Busy week for county commission


    County commissioners are likely to decide this week whether to give some employees a raise and others a new contract. They are also expected to make a decision on whether to lease some property to the West Michigan Sports Commission and establish a new county land bank authority.

    Kent County Treasurer Kenneth Parrish has proposed the land bank authority because it would give his department more options on how to deal with tax-foreclosed, vacant and abandoned properties. A land bank would allow the county to collect tax breaks for contaminated properties, get titles to foreclosed properties more quickly, demolish or renovate properties, and list properties for sale instead of being limited to auctions.

    A land bank would be a separate legal entity within the county that would be empowered through state law and managed by a board of directors. The county’s Legislative Committee recommended last week that the full board approve its creation.

    The sports commission wants to lease 90 acres owned by the county on Ten Mile Road, next to the county’s North Kent Transfer Station, and build a 12-field baseball and softball complex there for games and tournaments. The idea behind the complex is to draw teams to the area for weekend tournaments and create a new revenue stream for outlying hotels and motels. WMSC has estimated the complex would cost $5.6 million to build.
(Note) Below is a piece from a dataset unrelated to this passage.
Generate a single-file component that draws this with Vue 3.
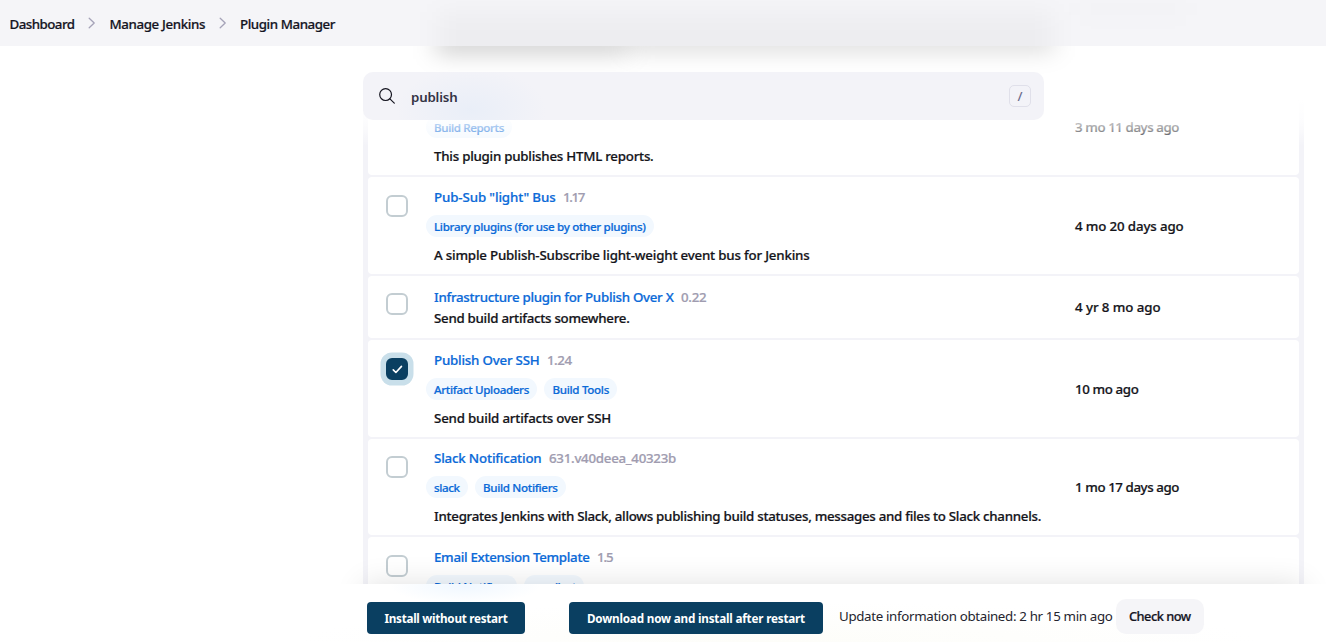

    Under an agreement that a county subcommittee approved, the sports commission would pay the county a nominal fee each year — such as $1 — for a long-term lease on the property.

    The county’s lowest-paid, non-unionized employees could get a 1 percent pay hike on Jan. 1 if commissioners approve the raise this week. The wage hike would cost the county $205,836 next year.

    The Legislative Committee recommended last week that the board grant the raise. County Human Resources Director Don Clack said the pay increases meet the parameters set by the Finance Committee for the 2010 budget.

    But Commissioner Keith Courtade, also on the Legislative Committee, said the money for the wage hikes would be better spent to lessen the layoffs coming at the end of this year. The county has plans to eliminate 145 positions on Dec. 31 and lay off the equivalent of 82 full-time workers.

    “We hate to suppress anybody’s wages. But let’s remember a lot of people are going to be laid off from the budget,” said Courtade.

    The county is seeking wage concessions from its bargaining units in an effort to lower the number of jobs that have been projected to be eliminated. If concessions are negotiated, the committee can review the increase.

    “My constituents feel that concessions are necessary, but not only by hourly workers,” said Commissioner Bob Synk, also a Legislative Committee member.

    The committee also recommended that the full board ratify a three-year labor agreement with Teamsters Local 214, which represents 16 employees in the county’s parks department. Should commissioners approve the pact, workers would get a 2 percent retroactive raise for this year and a 2.25-percent hike in 2011.

    “There would be no increase in 2010,” said Clack.

    Courtade said much of the wage increase would be wiped out by the higher premium the employees will be required to pay for health insurance. In addition, the agreement calls for up to 26 payless furlough days next year.

    “I don’t believe at this point it will be that many,” said Clack. “If they spend money somewhere else, they will have to take furlough days.”

    The local has ratified the agreement. The total increased cost to the county for wages and benefits is $69,974, or an average of $4,373 per employee. Each furlough day the employees take would save the county $2,973.

    “I’m having a tough time with this,” said Commissioner Bill Hirsch of the pay increases. “Things are getting tougher for the county.”